[Rows from a dataset of pages and code]
====

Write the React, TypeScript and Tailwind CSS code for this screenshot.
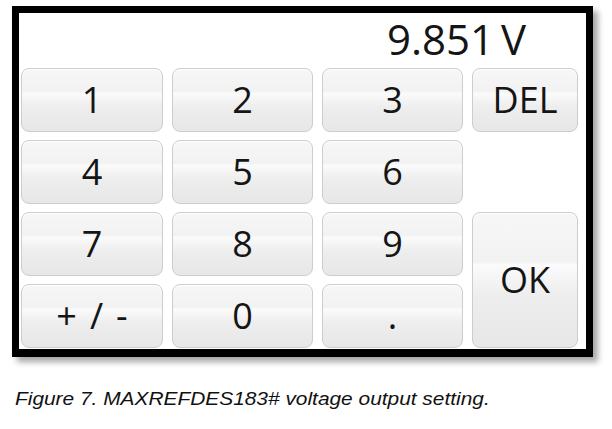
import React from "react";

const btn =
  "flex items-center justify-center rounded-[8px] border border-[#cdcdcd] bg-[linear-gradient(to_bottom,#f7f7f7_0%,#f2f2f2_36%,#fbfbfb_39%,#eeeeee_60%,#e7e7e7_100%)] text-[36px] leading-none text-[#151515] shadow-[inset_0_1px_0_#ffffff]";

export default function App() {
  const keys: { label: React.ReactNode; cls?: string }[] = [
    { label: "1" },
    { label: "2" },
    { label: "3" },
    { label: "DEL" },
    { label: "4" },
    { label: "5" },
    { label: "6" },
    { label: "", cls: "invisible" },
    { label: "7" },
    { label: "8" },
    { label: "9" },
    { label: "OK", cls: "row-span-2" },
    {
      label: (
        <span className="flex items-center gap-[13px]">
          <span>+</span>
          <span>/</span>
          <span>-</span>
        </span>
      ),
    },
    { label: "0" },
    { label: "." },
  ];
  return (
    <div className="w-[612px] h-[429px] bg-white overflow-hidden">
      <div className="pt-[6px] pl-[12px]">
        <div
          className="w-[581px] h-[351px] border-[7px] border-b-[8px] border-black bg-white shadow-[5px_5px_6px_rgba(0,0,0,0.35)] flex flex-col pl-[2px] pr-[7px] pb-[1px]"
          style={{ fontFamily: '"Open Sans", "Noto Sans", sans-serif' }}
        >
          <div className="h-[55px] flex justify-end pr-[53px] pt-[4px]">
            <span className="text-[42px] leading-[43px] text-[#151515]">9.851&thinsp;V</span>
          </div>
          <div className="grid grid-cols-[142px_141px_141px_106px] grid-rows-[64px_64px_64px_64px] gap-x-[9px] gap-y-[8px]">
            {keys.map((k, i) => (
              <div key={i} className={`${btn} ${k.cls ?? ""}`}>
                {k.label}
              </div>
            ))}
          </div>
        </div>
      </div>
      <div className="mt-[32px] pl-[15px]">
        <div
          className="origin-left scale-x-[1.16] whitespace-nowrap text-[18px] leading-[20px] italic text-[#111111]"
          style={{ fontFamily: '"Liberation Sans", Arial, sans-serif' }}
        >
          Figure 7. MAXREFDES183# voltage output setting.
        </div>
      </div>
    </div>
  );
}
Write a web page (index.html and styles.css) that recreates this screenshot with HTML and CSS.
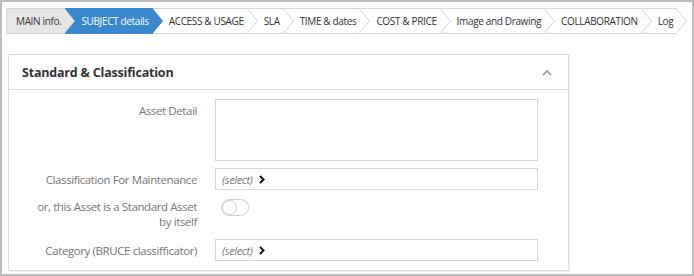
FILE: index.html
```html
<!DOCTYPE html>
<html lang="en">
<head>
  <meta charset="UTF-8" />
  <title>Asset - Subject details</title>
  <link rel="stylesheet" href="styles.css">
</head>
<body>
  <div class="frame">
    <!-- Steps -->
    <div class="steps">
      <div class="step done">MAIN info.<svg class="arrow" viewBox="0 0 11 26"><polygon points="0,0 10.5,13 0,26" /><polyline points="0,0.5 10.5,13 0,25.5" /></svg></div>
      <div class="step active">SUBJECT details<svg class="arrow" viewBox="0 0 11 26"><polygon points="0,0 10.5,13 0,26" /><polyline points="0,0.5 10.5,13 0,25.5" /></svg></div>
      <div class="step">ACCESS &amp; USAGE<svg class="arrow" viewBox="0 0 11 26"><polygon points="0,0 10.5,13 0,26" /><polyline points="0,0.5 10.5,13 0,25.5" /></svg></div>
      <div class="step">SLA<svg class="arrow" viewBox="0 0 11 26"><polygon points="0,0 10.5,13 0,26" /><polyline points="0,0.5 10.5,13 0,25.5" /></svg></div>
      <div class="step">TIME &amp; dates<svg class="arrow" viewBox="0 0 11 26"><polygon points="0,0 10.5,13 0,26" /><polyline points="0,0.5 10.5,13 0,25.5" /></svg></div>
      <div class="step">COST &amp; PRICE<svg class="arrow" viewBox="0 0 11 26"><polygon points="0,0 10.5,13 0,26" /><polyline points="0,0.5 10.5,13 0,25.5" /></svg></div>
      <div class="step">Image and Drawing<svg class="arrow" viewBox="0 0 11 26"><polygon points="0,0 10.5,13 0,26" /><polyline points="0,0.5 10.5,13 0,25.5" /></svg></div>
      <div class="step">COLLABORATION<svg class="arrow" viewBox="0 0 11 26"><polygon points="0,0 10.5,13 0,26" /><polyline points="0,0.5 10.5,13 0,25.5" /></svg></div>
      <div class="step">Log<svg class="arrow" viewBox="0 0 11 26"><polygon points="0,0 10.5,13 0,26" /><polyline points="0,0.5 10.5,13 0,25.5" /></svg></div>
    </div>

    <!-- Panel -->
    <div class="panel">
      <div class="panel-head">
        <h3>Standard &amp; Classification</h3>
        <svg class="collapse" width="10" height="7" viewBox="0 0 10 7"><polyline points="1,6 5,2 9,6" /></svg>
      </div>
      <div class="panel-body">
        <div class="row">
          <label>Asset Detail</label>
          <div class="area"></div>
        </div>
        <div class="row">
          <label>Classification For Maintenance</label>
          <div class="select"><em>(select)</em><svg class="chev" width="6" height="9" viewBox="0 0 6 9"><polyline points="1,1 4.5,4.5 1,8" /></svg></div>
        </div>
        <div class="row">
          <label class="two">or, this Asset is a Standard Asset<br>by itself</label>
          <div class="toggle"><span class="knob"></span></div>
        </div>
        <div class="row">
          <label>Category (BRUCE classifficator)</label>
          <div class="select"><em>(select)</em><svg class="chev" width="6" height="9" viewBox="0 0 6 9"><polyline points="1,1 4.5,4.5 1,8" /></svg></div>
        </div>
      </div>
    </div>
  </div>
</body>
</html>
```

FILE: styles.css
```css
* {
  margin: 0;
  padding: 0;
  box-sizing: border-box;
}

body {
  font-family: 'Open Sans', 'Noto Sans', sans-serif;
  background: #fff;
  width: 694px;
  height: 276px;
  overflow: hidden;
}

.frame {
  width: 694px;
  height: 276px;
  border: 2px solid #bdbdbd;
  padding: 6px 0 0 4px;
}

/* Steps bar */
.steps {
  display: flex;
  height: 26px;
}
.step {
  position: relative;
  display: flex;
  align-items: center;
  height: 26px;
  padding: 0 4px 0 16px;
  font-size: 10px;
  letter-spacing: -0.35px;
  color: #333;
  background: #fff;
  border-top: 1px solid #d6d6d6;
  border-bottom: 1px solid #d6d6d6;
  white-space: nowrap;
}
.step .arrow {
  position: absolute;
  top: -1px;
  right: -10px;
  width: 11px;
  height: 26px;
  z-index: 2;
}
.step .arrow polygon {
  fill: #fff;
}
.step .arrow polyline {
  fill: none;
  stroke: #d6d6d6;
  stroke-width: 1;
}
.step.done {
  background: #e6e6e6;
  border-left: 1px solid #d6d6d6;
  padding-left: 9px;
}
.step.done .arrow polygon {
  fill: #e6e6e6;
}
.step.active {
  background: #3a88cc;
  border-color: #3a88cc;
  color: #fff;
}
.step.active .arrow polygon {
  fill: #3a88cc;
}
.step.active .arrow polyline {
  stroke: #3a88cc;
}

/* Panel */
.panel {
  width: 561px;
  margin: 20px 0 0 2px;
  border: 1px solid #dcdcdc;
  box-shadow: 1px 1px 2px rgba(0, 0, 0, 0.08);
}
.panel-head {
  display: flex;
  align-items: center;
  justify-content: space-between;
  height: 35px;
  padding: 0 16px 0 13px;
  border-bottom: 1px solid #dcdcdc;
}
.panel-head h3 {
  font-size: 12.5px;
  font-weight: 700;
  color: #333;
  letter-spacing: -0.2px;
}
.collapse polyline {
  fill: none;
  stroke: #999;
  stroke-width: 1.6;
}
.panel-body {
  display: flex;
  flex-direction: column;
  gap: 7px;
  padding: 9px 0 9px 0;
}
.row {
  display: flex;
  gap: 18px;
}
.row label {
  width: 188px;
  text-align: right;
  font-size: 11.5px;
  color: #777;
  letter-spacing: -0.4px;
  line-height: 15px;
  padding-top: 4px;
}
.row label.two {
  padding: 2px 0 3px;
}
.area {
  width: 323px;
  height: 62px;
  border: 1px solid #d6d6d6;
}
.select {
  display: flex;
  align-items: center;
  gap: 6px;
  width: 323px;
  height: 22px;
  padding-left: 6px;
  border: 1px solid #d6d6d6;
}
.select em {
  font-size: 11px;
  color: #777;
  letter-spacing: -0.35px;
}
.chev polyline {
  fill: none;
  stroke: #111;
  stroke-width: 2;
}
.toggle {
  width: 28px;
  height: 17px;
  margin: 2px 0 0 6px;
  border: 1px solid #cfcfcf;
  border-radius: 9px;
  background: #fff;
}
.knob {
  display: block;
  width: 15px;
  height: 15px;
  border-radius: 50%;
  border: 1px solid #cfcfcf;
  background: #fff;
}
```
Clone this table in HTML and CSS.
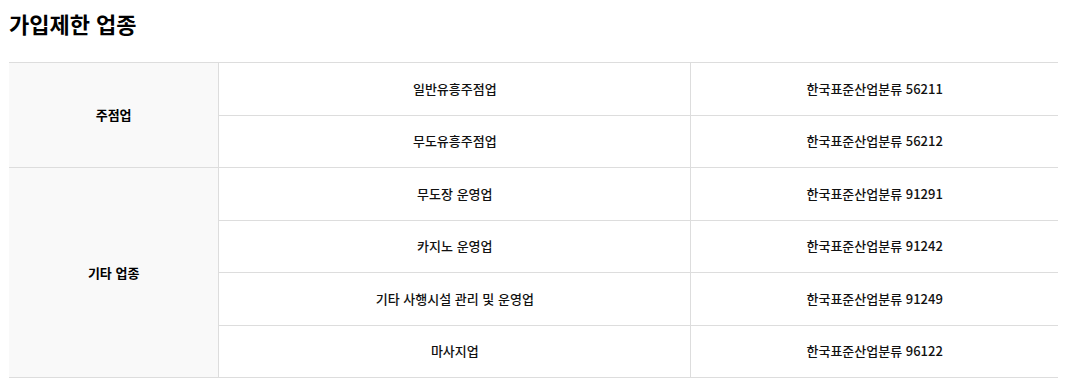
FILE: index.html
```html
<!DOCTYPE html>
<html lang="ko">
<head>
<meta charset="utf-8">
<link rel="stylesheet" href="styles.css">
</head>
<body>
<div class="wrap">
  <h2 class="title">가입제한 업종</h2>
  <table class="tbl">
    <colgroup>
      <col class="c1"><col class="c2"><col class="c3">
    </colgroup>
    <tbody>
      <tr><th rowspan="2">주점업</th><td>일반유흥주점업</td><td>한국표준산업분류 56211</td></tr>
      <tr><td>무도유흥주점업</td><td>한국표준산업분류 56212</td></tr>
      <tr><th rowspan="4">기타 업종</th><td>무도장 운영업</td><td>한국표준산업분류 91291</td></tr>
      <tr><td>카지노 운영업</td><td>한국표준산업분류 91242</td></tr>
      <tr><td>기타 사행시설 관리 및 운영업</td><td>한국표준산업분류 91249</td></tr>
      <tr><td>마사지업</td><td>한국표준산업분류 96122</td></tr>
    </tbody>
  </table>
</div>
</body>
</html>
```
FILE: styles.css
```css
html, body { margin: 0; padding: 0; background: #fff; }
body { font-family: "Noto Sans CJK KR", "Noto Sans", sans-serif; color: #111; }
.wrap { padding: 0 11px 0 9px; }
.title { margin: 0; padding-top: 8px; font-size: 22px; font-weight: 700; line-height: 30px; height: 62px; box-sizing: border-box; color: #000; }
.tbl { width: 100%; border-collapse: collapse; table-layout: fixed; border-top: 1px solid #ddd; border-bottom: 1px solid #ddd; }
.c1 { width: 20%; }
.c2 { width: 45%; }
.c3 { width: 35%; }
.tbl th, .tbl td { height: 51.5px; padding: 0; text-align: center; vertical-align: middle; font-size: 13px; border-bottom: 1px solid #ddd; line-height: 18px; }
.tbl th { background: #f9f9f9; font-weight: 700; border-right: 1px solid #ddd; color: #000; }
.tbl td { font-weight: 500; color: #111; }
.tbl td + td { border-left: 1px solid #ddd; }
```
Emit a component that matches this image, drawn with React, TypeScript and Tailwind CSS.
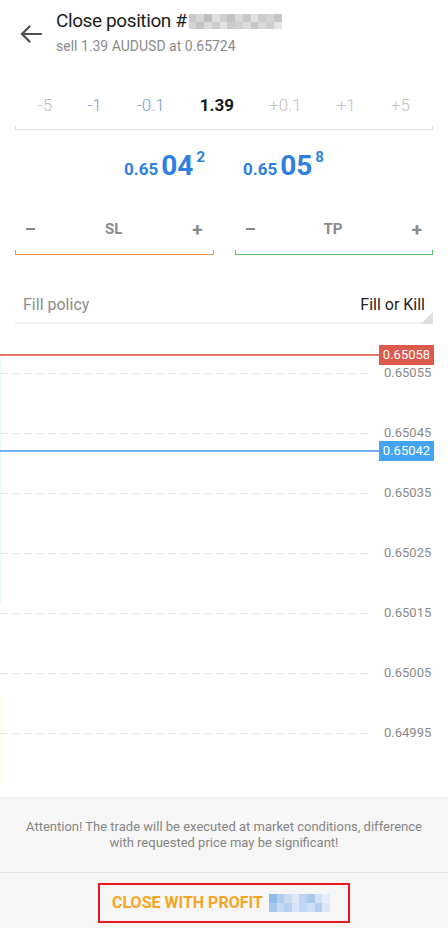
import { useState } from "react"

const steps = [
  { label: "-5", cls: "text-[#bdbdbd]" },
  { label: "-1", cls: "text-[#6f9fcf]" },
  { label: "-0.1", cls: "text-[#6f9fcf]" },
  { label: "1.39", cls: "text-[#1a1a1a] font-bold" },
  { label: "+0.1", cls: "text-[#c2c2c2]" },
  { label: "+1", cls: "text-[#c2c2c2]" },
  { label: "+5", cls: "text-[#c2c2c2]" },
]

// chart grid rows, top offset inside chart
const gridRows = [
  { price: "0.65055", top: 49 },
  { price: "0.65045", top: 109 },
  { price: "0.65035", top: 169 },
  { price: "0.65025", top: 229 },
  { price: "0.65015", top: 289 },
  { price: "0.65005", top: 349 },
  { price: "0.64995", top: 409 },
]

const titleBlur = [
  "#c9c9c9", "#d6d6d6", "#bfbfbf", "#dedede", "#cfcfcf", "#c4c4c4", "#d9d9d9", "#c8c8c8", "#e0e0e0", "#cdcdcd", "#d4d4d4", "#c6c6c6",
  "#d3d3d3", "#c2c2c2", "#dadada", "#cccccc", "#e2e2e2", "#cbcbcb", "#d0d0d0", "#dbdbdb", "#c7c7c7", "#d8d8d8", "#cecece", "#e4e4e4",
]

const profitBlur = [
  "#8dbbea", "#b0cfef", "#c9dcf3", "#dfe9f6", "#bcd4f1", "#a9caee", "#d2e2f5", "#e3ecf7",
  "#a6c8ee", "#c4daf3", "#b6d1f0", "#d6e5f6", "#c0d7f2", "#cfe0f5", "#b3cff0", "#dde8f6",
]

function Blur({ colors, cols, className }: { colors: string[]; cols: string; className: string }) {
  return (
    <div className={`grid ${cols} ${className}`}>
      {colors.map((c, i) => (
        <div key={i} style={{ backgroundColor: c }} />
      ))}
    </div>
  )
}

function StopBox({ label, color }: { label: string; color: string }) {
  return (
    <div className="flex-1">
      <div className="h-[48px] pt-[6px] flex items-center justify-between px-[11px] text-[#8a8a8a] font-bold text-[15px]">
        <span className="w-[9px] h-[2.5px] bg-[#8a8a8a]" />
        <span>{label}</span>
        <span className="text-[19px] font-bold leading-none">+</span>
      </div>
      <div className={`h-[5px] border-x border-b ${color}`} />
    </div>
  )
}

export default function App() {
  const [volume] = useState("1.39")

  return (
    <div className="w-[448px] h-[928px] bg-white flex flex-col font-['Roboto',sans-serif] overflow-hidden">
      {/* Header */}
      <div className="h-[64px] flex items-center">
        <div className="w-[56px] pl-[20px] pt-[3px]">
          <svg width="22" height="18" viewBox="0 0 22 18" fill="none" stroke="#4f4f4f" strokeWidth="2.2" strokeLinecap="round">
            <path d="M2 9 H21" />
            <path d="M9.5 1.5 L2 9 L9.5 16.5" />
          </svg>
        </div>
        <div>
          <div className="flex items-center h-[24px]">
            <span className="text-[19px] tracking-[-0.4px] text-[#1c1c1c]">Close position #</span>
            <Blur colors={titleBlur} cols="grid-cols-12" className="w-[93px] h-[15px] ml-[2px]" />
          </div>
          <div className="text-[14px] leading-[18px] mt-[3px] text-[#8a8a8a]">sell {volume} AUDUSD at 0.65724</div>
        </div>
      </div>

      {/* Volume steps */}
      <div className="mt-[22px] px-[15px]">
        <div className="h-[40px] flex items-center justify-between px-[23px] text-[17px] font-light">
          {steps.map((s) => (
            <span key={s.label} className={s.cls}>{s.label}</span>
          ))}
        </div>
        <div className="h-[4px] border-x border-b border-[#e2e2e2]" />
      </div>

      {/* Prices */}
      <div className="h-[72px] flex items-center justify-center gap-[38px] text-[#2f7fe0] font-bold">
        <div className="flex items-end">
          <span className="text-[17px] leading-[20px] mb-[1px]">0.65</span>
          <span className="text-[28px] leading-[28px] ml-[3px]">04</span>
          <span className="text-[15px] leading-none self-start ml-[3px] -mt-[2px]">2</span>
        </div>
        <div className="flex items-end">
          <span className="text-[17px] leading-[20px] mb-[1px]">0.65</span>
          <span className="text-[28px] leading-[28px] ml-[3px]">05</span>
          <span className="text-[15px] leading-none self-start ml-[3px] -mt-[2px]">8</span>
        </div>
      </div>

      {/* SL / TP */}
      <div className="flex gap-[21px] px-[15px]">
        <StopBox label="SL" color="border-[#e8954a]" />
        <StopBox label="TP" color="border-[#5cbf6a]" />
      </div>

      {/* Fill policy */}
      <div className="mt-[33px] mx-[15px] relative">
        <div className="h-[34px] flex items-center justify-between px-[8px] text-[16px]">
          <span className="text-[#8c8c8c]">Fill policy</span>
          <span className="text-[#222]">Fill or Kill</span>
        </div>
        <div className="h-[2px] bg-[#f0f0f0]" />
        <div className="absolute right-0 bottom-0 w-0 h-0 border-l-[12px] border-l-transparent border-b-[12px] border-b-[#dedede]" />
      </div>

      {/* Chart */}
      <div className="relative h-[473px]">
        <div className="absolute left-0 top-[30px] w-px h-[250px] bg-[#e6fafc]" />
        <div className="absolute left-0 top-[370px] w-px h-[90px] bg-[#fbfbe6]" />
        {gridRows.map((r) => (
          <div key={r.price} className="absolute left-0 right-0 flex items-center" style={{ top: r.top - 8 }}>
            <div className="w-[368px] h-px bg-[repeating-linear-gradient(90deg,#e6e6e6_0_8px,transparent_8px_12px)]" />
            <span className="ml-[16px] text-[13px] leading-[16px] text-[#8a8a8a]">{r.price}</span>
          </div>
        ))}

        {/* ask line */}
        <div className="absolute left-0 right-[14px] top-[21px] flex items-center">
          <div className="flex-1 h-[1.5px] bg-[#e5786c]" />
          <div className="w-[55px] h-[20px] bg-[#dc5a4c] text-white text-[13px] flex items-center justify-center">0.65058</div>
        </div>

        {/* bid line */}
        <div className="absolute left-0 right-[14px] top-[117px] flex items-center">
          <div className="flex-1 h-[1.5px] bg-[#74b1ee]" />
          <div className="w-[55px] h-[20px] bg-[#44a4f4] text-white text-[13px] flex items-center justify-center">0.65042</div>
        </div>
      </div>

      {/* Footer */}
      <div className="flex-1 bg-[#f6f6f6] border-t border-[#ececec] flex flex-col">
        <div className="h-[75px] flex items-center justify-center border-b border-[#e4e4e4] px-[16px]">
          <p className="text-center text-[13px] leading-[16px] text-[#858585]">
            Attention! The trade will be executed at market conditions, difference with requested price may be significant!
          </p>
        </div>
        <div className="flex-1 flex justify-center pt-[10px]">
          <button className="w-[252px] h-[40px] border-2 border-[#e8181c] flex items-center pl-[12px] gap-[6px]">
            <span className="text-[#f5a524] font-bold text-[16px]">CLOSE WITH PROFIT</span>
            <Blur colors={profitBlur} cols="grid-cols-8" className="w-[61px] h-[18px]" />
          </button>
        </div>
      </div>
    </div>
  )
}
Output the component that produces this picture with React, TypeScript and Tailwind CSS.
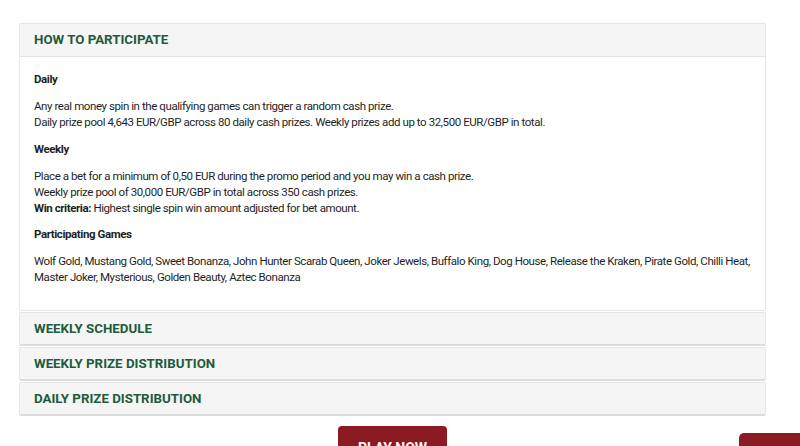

====

— THE TASK —
Pull out all lines from the entries above that include the word "Write".

— OUTPUT BELOW —
Write the React, TypeScript and Tailwind CSS code for this screenshot.
Write a web page (index.html and styles.css) that recreates this screenshot with HTML and CSS.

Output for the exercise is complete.